Così ci ritroviamo a fare i conti con una diversa elaborazione del lutto in cui, la donna interiorizza i sentimenti mentre l’uomo gli esteriorizza, il che, sinceramente ci sembra una visione un po’ troppo schematica e persino semplicistica della vicenda.

Inoltre l’autore del film mette veramente troppa carne al fuoco.

Da una parte c’è, appunto, la diversa elaborazione del lutto, unita alla crisi di coppia; tema che si intreccia con i conflitti familiari tra Martha e la madre (Ellen Burstyn) e tra quest’ultima e Sean.

Conflitti che a loro volta nascondono anche una sorta di lotta di classe visto che l’ambiente dal quale proviene Martha è alto borghese mentre Sean appartiene più al proletariato.

Non bastasse dentro Pieces of a woman troviamo persino parti di vero e proprio film processuale, l’olocausto e persino il grunge, il tutto risolto con poche battute o scene che non riescono mai ad approfondire nessuno dei temi messi sul piatto.

Ovviamente è chiaro che l’anima del film sia rappresentata da Martha ma a questo punto, forse, sarebbe stato meglio evitare di caricare il film con tutta una serie di soggetti nessuno dei quali sufficientemente sviluppato, comprese le vicende di alcuni personaggi chiave, primo tra tutti Sean, la cui storia si chiude in maniera repentina ai limiti dell’incomprensibile.

Ma laddove Pieces of a woman mostra tutta la sua debolezza è nell’uso di alcune metafore di grana grossa.

La prima è quel ponte la cui costruzione scandirà le varie fasi della vicenda e che si capisce subito che quando sarà finito sancirà il termine della storia e nelle cui sponde, che finalmente si uniscono, si può veder simboleggiato tanto il percorso della coppia (però all’inverso) quanto il raggiungimento di un nuovo equilibrio.

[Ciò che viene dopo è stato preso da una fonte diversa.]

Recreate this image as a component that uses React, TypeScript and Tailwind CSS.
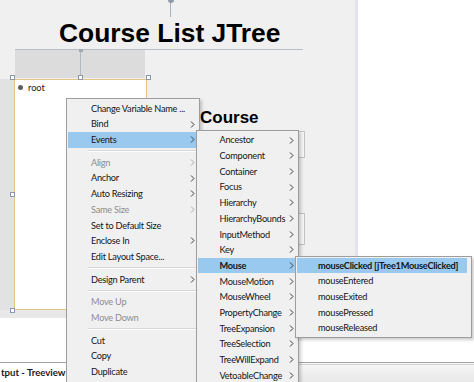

Ancora peggio vanno le cose con il processo di germinazione dei semi della mela, non solo per il valore simbolico all’interno del film del frutto in sé ma soprattutto perché cadono le braccia nel veder rappresentato in maniera così rozza il grande cerchio della vita ed il processo di elaborazione del lutto attraverso la creazione di una nuova vita.

Proprio tali semi, saranno alla base dell’ultima scena in cui Mundruczó si arrende definitivamente ai dettami di Hollywood con una sorta di lieto finale che non c’entra proprio nulla con quanto faticosamente costruito sino a quel momento.